Batten v. Kern
Before: Gould
GOULD, J., pro tem. Plaintiffs obtained judgment against defendant for $10,921.56, representing principal, interest and attorney’s fees upon a promissory note executed and delivered by defendant to plaintiffs. Originally the note was secured by a second deed of trust upon real property, but the security was lost before the commencement of the within action by foreclosure of a first deed of trust upon the same property. Evidence at the trial disclosed that the parties hereto, either directly or through agents and intermediaries, conducted a series of negotiations looking to some adjustment of defendant’s obligation after she had defaulted in certain interest, payments. Plaintiffs paid $450 cash to a third party to eliminate him as the title holder of the property, an escrow was opened for the purpose of transferring the title to defendant, and subsequently a trust agreement was entered into between the parties to this action whereby the real property was placed in the name of a corporate fiduciary, with provision for the application of rentals and income to indebtedness upon the property and stipulations as to the circumstances under which defendant might redeem the property and release it from the terms of the trust. This trust agreement also made specific provision for the transfer of the property to plaintiffs or their nominee in the event of certain contingencies. Defendant relied at the trial upon these last-mentioned provisions of the trust agreement as constituting in effect a transfer of the property to plaintiffs, and such transfer, it was argued, effected a merger of [416]the title with the lesser estate of plaintiffs’ lien, thereby extinguishing the obligation which forms the basis of this suit. The trial court found against defendant’s theory of merger, gave judgment for plaintiffs, and this appeal by defendant followed.

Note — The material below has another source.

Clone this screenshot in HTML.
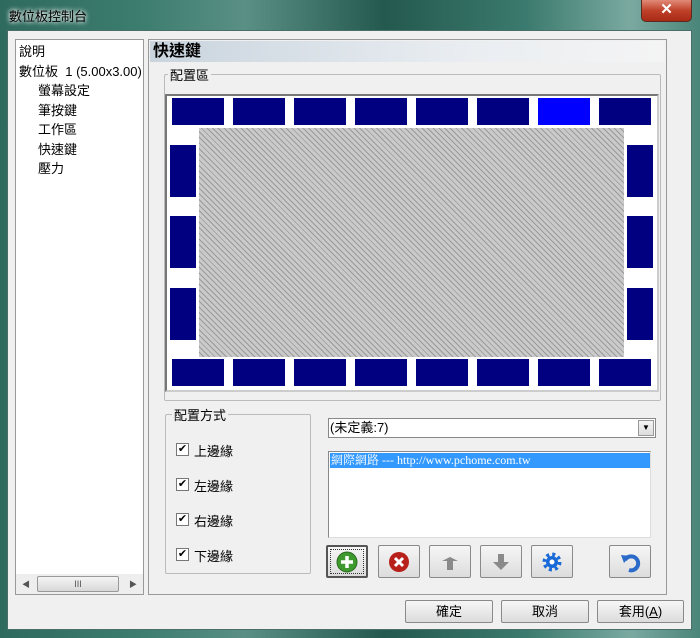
<!DOCTYPE html>
<html><head><meta charset="utf-8"><style>
*{margin:0;padding:0;box-sizing:border-box}
body{width:700px;height:638px;overflow:hidden;font-family:"Liberation Sans","Noto Sans CJK TC",sans-serif;font-size:13px;color:#000;position:relative;background:#2a5a52}
.a{position:absolute}
.tb{left:0;top:0;width:700px;height:638px;background:linear-gradient(90deg,#2f6a5e,#3c7d6f 20%,#5a8f85 35%,#24594f 55%,#3b7a6e 75%,#7aa9a0 90%,#4a8579)}
.client{left:7px;top:30px;width:685px;height:600px;background:#f0f0f0;border:1px solid #4a6e68}
.blk{position:absolute;background:#000080}
.btn{position:absolute;background:linear-gradient(#f6f6f6,#dcdcdc);border:1px solid #8a8a8a;border-radius:2px;text-align:center}
.cb{position:absolute;width:13px;height:13px;border:1px solid #777;background:#fff;font-size:11px;line-height:11px;text-align:center}
</style></head><body>
<div class="a tb"></div>
<div class="a" style="left:9px;top:6px;color:#000;font-size:13px;text-shadow:0 0 6px #fff,0 0 4px #fff">數位板控制台</div>
<div class="a" style="left:641px;top:0;width:51px;height:22px;background:linear-gradient(#e08a78,#c0412a 50%,#a82a15);border:1px solid #5a2a20;border-top:none;border-radius:0 0 5px 5px;color:#fff;font-weight:bold;text-align:center;font-size:15px;line-height:20px">✕</div>
<div class="a client"></div>
<!-- tree -->
<div class="a" style="left:15px;top:39px;width:129px;height:556px;background:#fff;border:1px solid #999;overflow:hidden">
<div style="position:absolute;left:3px;top:2px;line-height:19.5px;white-space:nowrap">說明<br>數位板&nbsp; 1 (5.00x3.00)<br><span style="padding-left:19px">螢幕設定</span><br><span style="padding-left:19px">筆按鍵</span><br><span style="padding-left:19px">工作區</span><br><span style="padding-left:19px">快速鍵</span><br><span style="padding-left:19px">壓力</span></div>
<div style="position:absolute;left:0;top:534px;width:127px;height:20px;background:#eee">
<div style="position:absolute;left:21px;top:2px;width:82px;height:16px;background:linear-gradient(#f4f4f4,#d8d8d8);border:1px solid #999;border-radius:2px;font-size:9px;text-align:center;line-height:14px;color:#555">III</div>
<div style="position:absolute;left:6px;top:5px;font-size:8px;color:#555">◀</div>
<div style="position:absolute;left:113px;top:5px;font-size:8px;color:#555">▶</div></div>
</div>
<!-- right panel -->
<div class="a" style="left:148px;top:39px;width:519px;height:556px;border:1px solid #999;background:#f0f0f0"></div>
<div class="a" style="left:150px;top:41px;width:515px;height:21px;background:linear-gradient(90deg,#c9d4de,#e9edf1 60%,#f4f4f4);font-weight:bold;font-size:16px;line-height:21px;padding-left:3px">快速鍵</div>
<div class="a" style="left:164px;top:74px;width:497px;height:327px;border:1px solid #bbb;border-radius:2px"></div>
<div class="a" style="left:168px;top:65px;background:#f0f0f0;padding:0 2px">配置區</div>
<div class="a" style="left:165px;top:94px;width:494px;height:298px;background:#fff;border:2px solid #777;border-right-color:#ccc;border-bottom-color:#ccc"></div>
<div class="a" style="left:199px;top:128px;width:425px;height:229px;background:repeating-linear-gradient(45deg,#cacaca 0 3px,#9a9a9a 3px 4px)"></div>
<div class="blk" style="left:172px;top:98px;width:52px;height:27px"></div>
<div class="blk" style="left:233px;top:98px;width:52px;height:27px"></div>
<div class="blk" style="left:294px;top:98px;width:52px;height:27px"></div>
<div class="blk" style="left:355px;top:98px;width:52px;height:27px"></div>
<div class="blk" style="left:416px;top:98px;width:52px;height:27px"></div>
<div class="blk" style="left:477px;top:98px;width:52px;height:27px"></div>
<div class="blk" style="left:538px;top:98px;width:52px;height:27px;background:#0000ff"></div>
<div class="blk" style="left:599px;top:98px;width:52px;height:27px"></div>
<div class="blk" style="left:172px;top:359px;width:52px;height:27px"></div>
<div class="blk" style="left:233px;top:359px;width:52px;height:27px"></div>
<div class="blk" style="left:294px;top:359px;width:52px;height:27px"></div>
<div class="blk" style="left:355px;top:359px;width:52px;height:27px"></div>
<div class="blk" style="left:416px;top:359px;width:52px;height:27px"></div>
<div class="blk" style="left:477px;top:359px;width:52px;height:27px"></div>
<div class="blk" style="left:538px;top:359px;width:52px;height:27px"></div>
<div class="blk" style="left:599px;top:359px;width:52px;height:27px"></div>
<div class="blk" style="left:170px;top:145px;width:26px;height:52px"></div>
<div class="blk" style="left:170px;top:216px;width:26px;height:52px"></div>
<div class="blk" style="left:170px;top:288px;width:26px;height:52px"></div>
<div class="blk" style="left:627px;top:145px;width:26px;height:52px"></div>
<div class="blk" style="left:627px;top:216px;width:26px;height:52px"></div>
<div class="blk" style="left:627px;top:288px;width:26px;height:52px"></div>
<!-- 配置方式 -->
<div class="a" style="left:165px;top:414px;width:146px;height:160px;border:1px solid #bbb;border-radius:2px"></div>
<div class="a" style="left:172px;top:405px;background:#f0f0f0;padding:0 2px">配置方式</div>
<div class="cb" style="left:176px;top:443px">✔</div><div class="a" style="left:194px;top:441px">上邊緣</div>
<div class="cb" style="left:176px;top:478px">✔</div><div class="a" style="left:194px;top:476px">左邊緣</div>
<div class="cb" style="left:176px;top:513px">✔</div><div class="a" style="left:194px;top:511px">右邊緣</div>
<div class="cb" style="left:176px;top:548px">✔</div><div class="a" style="left:194px;top:546px">下邊緣</div>
<!-- combo -->
<div class="a" style="left:328px;top:418px;width:328px;height:20px;background:#fff;border:1px solid #888;padding-left:1px;line-height:17px">(未定義:7)
<div style="position:absolute;right:1px;top:1px;width:16px;height:16px;background:linear-gradient(#f4f4f4,#ddd);border:1px solid #999;font-size:8px;line-height:14px;text-align:center">▼</div></div>
<div class="a" style="left:328px;top:451px;width:323px;height:87px;background:#fff;border:1px solid #888;border-right-color:#ddd;border-bottom-color:#ddd">
<div style="margin:1px 0 0 1px;height:15px;background:#3399ff;color:#fff;font-family:'Liberation Serif','Noto Serif CJK SC',serif;font-size:12px;line-height:15px;padding-left:1px">網際網路 --- http://www.pchome.com.tw</div></div>
<!-- tool buttons -->
<div class="btn" style="left:326px;top:545px;width:42px;height:33px;border:2px solid #555;outline:1px dotted #333;outline-offset:-5px"><svg width="22" height="22" style="margin-top:4px" viewBox="0 0 22 22"><circle cx="11" cy="11" r="10" fill="#3e9a2e" stroke="#2a6a1e"/><path d="M11 5v12M5 11h12" stroke="#fff" stroke-width="3.5"/></svg></div>
<div class="btn" style="left:378px;top:545px;width:42px;height:33px"><svg width="22" height="22" style="margin-top:5px" viewBox="0 0 22 22"><circle cx="11" cy="11" r="10" fill="#b8201a"/><path d="M7 7l8 8M15 7l-8 8" stroke="#fff" stroke-width="3"/></svg></div>
<div class="btn" style="left:429px;top:545px;width:42px;height:33px"><svg width="22" height="22" style="margin-top:5px" viewBox="0 0 22 22"><path d="M3 10l8-4 8 4h-5v9h-6v-9z" fill="#8a8a8a"/></svg></div>
<div class="btn" style="left:480px;top:545px;width:42px;height:33px"><svg width="22" height="22" style="margin-top:5px" viewBox="0 0 22 22"><path d="M8 3h6v8h5l-8 8-8-8h5z" fill="#8a8a8a"/></svg></div>
<div class="btn" style="left:531px;top:545px;width:42px;height:33px"><svg width="22" height="22" style="margin-top:5px" viewBox="0 0 22 22"><circle cx="11" cy="11" r="7" fill="none" stroke="#1a6ad8" stroke-width="5" stroke-dasharray="2.7 2.8"/><circle cx="11" cy="11" r="6" fill="#1a6ad8"/><circle cx="11" cy="11" r="2.5" fill="#fff"/></svg></div>
<div class="btn" style="left:609px;top:545px;width:42px;height:33px"><svg width="22" height="22" style="margin-top:5px" viewBox="0 0 22 22"><path d="M6 9a7 7 0 1 1 4 10" fill="none" stroke="#2a6ac8" stroke-width="4"/><path d="M2 4l9 1-6 7z" fill="#2a6ac8"/></svg></div>
<!-- bottom buttons -->
<div class="btn" style="left:405px;top:600px;width:88px;height:23px;line-height:21px">確定</div>
<div class="btn" style="left:501px;top:600px;width:88px;height:23px;line-height:21px">取消</div>
<div class="btn" style="left:597px;top:600px;width:87px;height:23px;line-height:21px">套用(<u>A</u>)</div>
</body></html>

The most that can be said for defendant’s position is that there was a conflict of evidence before the trial court which was resolved in favor of plaintiffs. Ample and satisfactory evidence from plaintiffs and other witnesses supports the court’s conclusion that the negotiations which culminated in the final trust agreement were for the purpose, not of transferring title to plaintiffs but only of further securing plaintiffs’ note by making the rents and income of the property applicable to the outstanding indebtedness. This purpose is evident from a reading of the trust indenture itself, and it is significant that nowhere is provision made in any contingency for the cancellation and extinguishment of plaintiffs’ note except by payment thereof, and the note was never delivered into the escrow or trust. Satisfactory evidence appearing in support of the trial court’s findings, this tribunal may not disturb them upon appeal.
More from California Court of Appeal
- People v. Hill (1998)
- In Re Autumn H. (1994)
- Nwosu v. Uba (2004)
- In Re Casey D. (1999)
- Santisas v. Goodin (1998)
- Cahill v. San Diego Gas & Electric Co. (2011)
- People v. Rivera (2015)
- People v. Barnett (1998)
- People v. Serrano (2012)
- Benach v. County of Los Angeles (2007)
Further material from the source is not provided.